## Exercise objective
Separate out the lines that hold "React".
____
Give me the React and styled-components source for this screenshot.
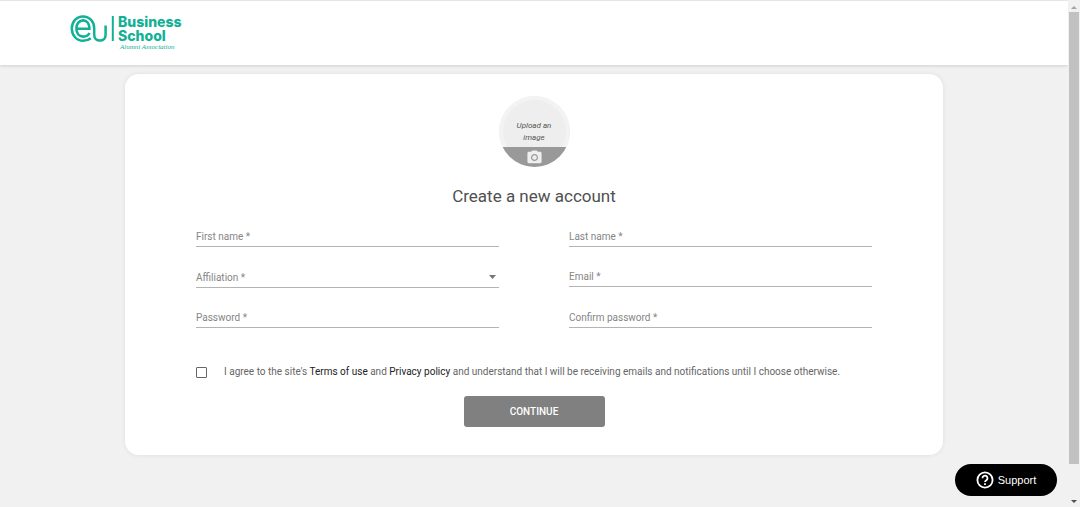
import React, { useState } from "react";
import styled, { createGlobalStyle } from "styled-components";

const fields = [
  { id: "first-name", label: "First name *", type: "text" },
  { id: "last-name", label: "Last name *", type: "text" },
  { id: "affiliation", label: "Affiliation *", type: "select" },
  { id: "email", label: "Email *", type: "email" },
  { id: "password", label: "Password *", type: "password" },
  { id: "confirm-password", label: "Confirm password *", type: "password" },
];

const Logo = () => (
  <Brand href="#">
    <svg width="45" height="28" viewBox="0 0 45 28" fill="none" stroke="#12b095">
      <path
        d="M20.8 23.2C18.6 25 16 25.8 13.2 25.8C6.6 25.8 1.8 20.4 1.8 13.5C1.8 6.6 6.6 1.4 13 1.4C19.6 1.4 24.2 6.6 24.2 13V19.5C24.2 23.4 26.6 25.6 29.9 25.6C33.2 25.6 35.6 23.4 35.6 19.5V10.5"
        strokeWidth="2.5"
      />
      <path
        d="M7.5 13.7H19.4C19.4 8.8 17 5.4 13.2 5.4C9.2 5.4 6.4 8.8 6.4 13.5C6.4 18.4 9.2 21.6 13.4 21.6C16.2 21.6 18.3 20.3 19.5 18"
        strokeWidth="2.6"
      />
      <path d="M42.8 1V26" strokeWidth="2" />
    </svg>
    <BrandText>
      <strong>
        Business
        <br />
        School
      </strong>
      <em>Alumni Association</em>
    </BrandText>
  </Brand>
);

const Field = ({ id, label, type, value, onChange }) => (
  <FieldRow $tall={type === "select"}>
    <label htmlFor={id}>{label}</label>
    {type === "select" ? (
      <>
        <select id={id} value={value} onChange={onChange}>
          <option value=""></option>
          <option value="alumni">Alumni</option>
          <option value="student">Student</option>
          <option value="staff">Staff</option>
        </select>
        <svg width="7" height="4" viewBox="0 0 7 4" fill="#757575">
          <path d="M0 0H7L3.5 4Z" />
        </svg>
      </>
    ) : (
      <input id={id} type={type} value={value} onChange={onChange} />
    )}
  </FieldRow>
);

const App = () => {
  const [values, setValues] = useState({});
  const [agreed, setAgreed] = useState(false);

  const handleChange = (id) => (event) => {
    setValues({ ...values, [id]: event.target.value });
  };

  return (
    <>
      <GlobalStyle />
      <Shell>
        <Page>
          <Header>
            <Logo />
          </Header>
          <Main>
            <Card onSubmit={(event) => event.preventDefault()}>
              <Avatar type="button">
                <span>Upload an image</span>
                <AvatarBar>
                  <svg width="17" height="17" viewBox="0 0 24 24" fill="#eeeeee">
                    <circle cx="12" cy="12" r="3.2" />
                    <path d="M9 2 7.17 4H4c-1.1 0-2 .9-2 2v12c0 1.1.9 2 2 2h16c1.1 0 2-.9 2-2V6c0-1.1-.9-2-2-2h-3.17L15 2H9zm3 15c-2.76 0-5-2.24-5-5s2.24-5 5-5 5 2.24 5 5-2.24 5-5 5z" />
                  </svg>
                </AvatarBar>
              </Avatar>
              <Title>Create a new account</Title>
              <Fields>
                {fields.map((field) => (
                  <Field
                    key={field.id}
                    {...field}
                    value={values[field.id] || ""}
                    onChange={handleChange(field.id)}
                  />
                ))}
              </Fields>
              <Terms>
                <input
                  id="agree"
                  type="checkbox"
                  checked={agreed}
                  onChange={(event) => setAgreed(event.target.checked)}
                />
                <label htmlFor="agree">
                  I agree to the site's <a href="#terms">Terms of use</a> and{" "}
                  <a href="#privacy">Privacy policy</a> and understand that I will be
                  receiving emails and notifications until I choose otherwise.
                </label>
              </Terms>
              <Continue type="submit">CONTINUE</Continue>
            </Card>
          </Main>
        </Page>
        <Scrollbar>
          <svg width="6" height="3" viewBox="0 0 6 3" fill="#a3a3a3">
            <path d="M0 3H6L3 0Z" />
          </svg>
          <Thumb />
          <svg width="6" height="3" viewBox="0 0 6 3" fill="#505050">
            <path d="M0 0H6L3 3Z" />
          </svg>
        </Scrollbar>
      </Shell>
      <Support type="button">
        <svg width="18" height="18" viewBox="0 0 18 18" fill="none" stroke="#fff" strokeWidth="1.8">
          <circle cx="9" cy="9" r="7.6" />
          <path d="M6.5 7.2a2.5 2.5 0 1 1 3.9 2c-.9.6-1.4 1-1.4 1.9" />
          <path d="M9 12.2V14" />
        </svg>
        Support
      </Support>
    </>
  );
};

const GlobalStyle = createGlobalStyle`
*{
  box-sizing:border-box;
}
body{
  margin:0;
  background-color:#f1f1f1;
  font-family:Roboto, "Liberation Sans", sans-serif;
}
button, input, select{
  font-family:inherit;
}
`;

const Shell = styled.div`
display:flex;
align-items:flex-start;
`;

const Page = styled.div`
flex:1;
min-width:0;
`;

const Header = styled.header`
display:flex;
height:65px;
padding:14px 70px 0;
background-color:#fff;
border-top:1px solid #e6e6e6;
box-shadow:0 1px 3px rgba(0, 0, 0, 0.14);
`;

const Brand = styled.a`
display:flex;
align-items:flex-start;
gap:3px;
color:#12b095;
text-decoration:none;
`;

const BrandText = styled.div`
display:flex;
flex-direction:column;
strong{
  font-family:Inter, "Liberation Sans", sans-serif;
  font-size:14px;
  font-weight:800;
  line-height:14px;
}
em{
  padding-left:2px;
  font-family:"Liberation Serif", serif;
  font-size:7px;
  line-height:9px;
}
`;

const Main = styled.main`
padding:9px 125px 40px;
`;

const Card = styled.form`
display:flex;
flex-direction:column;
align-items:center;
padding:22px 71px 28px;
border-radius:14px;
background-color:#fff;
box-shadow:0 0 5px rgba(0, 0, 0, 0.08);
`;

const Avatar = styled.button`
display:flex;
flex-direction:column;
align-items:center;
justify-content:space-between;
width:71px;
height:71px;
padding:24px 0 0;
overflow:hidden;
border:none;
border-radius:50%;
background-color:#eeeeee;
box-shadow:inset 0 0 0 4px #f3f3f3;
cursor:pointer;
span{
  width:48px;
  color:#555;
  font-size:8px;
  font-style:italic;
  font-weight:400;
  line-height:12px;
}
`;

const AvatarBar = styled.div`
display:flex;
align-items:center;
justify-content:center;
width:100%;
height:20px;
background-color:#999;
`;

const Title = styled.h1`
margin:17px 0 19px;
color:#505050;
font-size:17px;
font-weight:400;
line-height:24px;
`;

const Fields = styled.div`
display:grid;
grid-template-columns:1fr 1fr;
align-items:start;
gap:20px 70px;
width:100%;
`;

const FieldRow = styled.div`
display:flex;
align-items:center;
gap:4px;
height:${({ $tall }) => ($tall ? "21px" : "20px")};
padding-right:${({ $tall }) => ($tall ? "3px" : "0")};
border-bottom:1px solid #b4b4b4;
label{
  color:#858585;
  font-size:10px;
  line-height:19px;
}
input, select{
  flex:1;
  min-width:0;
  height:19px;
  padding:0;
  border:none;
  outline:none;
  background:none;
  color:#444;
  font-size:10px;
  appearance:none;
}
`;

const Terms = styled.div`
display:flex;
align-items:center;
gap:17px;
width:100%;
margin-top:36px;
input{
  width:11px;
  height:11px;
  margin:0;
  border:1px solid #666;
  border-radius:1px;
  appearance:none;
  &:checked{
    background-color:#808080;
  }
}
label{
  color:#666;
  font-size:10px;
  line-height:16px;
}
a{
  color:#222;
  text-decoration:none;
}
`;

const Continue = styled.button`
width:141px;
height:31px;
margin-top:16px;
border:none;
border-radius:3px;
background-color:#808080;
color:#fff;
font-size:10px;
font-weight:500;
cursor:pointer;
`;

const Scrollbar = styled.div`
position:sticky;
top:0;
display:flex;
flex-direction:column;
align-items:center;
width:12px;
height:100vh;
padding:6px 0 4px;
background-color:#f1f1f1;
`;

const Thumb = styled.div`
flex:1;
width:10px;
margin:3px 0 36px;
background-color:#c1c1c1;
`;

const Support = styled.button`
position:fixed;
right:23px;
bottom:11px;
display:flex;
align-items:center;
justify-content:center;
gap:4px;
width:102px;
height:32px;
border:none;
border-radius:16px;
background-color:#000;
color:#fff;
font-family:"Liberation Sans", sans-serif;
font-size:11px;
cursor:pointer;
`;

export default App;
____
## The solution
Give me the React and styled-components source for this screenshot.
import React, { useState } from "react";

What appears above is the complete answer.